§ GIVEN EXERCISE: Print the data that follows exactly.

* * *

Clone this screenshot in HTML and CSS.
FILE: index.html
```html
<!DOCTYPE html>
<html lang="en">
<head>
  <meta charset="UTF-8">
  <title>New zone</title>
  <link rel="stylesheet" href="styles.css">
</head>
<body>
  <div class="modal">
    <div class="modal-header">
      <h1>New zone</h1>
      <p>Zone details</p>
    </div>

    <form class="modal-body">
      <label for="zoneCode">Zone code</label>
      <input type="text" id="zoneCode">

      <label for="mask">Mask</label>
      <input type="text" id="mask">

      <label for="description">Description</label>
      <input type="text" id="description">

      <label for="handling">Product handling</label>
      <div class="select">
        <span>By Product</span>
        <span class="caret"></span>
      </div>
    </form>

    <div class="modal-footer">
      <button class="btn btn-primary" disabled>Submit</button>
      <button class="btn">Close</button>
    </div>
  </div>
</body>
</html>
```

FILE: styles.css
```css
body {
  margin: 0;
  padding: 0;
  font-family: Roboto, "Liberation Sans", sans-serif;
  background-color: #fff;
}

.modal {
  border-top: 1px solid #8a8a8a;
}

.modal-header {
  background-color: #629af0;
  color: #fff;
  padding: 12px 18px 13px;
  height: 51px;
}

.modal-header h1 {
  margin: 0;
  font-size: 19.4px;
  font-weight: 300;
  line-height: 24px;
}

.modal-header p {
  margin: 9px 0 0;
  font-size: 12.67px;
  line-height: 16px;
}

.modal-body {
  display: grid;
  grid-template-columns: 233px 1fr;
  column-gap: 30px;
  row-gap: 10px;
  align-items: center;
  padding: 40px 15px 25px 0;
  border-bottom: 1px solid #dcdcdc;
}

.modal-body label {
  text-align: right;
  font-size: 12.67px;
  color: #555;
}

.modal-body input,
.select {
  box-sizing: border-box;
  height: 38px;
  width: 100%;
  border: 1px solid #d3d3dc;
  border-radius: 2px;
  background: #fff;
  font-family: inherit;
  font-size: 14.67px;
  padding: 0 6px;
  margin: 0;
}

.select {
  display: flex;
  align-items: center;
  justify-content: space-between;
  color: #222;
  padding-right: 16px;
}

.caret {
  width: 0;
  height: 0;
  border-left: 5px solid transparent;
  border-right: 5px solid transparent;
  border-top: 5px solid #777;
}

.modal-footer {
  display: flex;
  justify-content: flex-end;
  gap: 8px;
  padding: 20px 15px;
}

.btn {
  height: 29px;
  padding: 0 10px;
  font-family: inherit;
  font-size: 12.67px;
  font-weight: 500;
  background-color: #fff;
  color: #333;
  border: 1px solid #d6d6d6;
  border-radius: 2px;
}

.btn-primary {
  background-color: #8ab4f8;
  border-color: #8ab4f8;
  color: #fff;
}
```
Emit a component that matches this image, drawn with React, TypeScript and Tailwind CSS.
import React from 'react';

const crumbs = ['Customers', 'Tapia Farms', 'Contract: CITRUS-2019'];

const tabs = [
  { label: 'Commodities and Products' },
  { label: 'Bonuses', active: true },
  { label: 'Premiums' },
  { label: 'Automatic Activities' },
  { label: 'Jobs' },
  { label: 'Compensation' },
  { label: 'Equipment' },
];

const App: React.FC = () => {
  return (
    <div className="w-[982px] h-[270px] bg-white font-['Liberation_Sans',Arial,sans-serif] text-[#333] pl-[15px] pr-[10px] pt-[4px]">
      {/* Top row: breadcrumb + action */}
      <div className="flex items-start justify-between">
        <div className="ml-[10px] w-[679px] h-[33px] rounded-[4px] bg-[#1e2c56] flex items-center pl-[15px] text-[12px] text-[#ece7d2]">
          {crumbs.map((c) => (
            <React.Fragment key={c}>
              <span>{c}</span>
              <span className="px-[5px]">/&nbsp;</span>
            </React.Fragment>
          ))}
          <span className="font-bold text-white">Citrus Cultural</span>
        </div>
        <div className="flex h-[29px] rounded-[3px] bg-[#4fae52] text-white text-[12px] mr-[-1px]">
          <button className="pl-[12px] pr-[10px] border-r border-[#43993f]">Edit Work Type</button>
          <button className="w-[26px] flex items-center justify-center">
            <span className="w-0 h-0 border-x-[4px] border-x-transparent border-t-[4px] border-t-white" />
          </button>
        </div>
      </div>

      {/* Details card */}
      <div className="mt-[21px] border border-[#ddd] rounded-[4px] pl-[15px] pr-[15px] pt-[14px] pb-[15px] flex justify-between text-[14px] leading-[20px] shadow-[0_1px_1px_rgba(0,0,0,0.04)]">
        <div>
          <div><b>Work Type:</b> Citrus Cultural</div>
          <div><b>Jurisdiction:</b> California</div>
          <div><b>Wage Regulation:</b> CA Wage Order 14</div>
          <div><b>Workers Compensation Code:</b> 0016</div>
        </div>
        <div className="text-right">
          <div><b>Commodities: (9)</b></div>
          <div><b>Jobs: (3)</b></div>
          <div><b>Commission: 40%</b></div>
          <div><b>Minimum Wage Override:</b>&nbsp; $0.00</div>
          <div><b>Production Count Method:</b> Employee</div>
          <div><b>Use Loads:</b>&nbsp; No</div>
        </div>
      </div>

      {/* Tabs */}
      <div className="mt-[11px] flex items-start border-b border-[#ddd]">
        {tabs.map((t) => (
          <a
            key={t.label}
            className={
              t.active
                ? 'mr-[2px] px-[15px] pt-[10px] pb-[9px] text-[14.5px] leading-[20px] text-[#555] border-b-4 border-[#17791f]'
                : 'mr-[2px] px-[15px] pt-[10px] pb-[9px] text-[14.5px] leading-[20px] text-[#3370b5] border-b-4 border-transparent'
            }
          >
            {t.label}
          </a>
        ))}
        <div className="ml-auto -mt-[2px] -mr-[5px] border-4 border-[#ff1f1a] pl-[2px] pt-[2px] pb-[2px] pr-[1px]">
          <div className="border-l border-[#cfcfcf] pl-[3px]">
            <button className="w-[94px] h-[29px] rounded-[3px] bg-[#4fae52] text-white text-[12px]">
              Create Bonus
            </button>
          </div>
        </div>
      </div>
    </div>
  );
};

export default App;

* * *

§ ANSWER FOR THE TASK:
Clone this screenshot in HTML and CSS.
FILE: index.html
```html
<!DOCTYPE html>
<html lang="en">
<head>
  <meta charset="UTF-8">
  <title>New zone</title>
  <link rel="stylesheet" href="styles.css">
</head>
<body>
  <div class="modal">
    <div class="modal-header">
      <h1>New zone</h1>
      <p>Zone details</p>
    </div>

    <form class="modal-body">
      <label for="zoneCode">Zone code</label>
      <input type="text" id="zoneCode">

      <label for="mask">Mask</label>
      <input type="text" id="mask">

      <label for="description">Description</label>
      <input type="text" id="description">

      <label for="handling">Product handling</label>
      <div class="select">
        <span>By Product</span>
        <span class="caret"></span>
      </div>
    </form>

    <div class="modal-footer">
      <button class="btn btn-primary" disabled>Submit</button>
      <button class="btn">Close</button>
    </div>
  </div>
</body>
</html>
```

FILE: styles.css
```css
body {
  margin: 0;
  padding: 0;
  font-family: Roboto, "Liberation Sans", sans-serif;
  background-color: #fff;
}

.modal {
  border-top: 1px solid #8a8a8a;
}

.modal-header {
  background-color: #629af0;
  color: #fff;
  padding: 12px 18px 13px;
  height: 51px;
}

.modal-header h1 {
  margin: 0;
  font-size: 19.4px;
  font-weight: 300;
  line-height: 24px;
}

.modal-header p {
  margin: 9px 0 0;
  font-size: 12.67px;
  line-height: 16px;
}

.modal-body {
  display: grid;
  grid-template-columns: 233px 1fr;
  column-gap: 30px;
  row-gap: 10px;
  align-items: center;
  padding: 40px 15px 25px 0;
  border-bottom: 1px solid #dcdcdc;
}

.modal-body label {
  text-align: right;
  font-size: 12.67px;
  color: #555;
}

.modal-body input,
.select {
  box-sizing: border-box;
  height: 38px;
  width: 100%;
  border: 1px solid #d3d3dc;
  border-radius: 2px;
  background: #fff;
  font-family: inherit;
  font-size: 14.67px;
  padding: 0 6px;
  margin: 0;
}

.select {
  display: flex;
  align-items: center;
  justify-content: space-between;
  color: #222;
  padding-right: 16px;
}

.caret {
  width: 0;
  height: 0;
  border-left: 5px solid transparent;
  border-right: 5px solid transparent;
  border-top: 5px solid #777;
}

.modal-footer {
  display: flex;
  justify-content: flex-end;
  gap: 8px;
  padding: 20px 15px;
}

.btn {
  height: 29px;
  padding: 0 10px;
  font-family: inherit;
  font-size: 12.67px;
  font-weight: 500;
  background-color: #fff;
  color: #333;
  border: 1px solid #d6d6d6;
  border-radius: 2px;
}

.btn-primary {
  background-color: #8ab4f8;
  border-color: #8ab4f8;
  color: #fff;
}
```
Emit a component that matches this image, drawn with React, TypeScript and Tailwind CSS.
import React from 'react';

const crumbs = ['Customers', 'Tapia Farms', 'Contract: CITRUS-2019'];

const tabs = [
  { label: 'Commodities and Products' },
  { label: 'Bonuses', active: true },
  { label: 'Premiums' },
  { label: 'Automatic Activities' },
  { label: 'Jobs' },
  { label: 'Compensation' },
  { label: 'Equipment' },
];

const App: React.FC = () => {
  return (
    <div className="w-[982px] h-[270px] bg-white font-['Liberation_Sans',Arial,sans-serif] text-[#333] pl-[15px] pr-[10px] pt-[4px]">
      {/* Top row: breadcrumb + action */}
      <div className="flex items-start justify-between">
        <div className="ml-[10px] w-[679px] h-[33px] rounded-[4px] bg-[#1e2c56] flex items-center pl-[15px] text-[12px] text-[#ece7d2]">
          {crumbs.map((c) => (
            <React.Fragment key={c}>
              <span>{c}</span>
              <span className="px-[5px]">/&nbsp;</span>
            </React.Fragment>
          ))}
          <span className="font-bold text-white">Citrus Cultural</span>
        </div>
        <div className="flex h-[29px] rounded-[3px] bg-[#4fae52] text-white text-[12px] mr-[-1px]">
          <button className="pl-[12px] pr-[10px] border-r border-[#43993f]">Edit Work Type</button>
          <button className="w-[26px] flex items-center justify-center">
            <span className="w-0 h-0 border-x-[4px] border-x-transparent border-t-[4px] border-t-white" />
          </button>
        </div>
      </div>

      {/* Details card */}
      <div className="mt-[21px] border border-[#ddd] rounded-[4px] pl-[15px] pr-[15px] pt-[14px] pb-[15px] flex justify-between text-[14px] leading-[20px] shadow-[0_1px_1px_rgba(0,0,0,0.04)]">
        <div>
          <div><b>Work Type:</b> Citrus Cultural</div>
          <div><b>Jurisdiction:</b> California</div>
          <div><b>Wage Regulation:</b> CA Wage Order 14</div>
          <div><b>Workers Compensation Code:</b> 0016</div>
        </div>
        <div className="text-right">
          <div><b>Commodities: (9)</b></div>
          <div><b>Jobs: (3)</b></div>
          <div><b>Commission: 40%</b></div>
          <div><b>Minimum Wage Override:</b>&nbsp; $0.00</div>
          <div><b>Production Count Method:</b> Employee</div>
          <div><b>Use Loads:</b>&nbsp; No</div>
        </div>
      </div>

      {/* Tabs */}
      <div className="mt-[11px] flex items-start border-b border-[#ddd]">
        {tabs.map((t) => (
          <a
            key={t.label}
            className={
              t.active
                ? 'mr-[2px] px-[15px] pt-[10px] pb-[9px] text-[14.5px] leading-[20px] text-[#555] border-b-4 border-[#17791f]'
                : 'mr-[2px] px-[15px] pt-[10px] pb-[9px] text-[14.5px] leading-[20px] text-[#3370b5] border-b-4 border-transparent'
            }
          >
            {t.label}
          </a>
        ))}
        <div className="ml-auto -mt-[2px] -mr-[5px] border-4 border-[#ff1f1a] pl-[2px] pt-[2px] pb-[2px] pr-[1px]">
          <div className="border-l border-[#cfcfcf] pl-[3px]">
            <button className="w-[94px] h-[29px] rounded-[3px] bg-[#4fae52] text-white text-[12px]">
              Create Bonus
            </button>
          </div>
        </div>
      </div>
    </div>
  );
};

export default App;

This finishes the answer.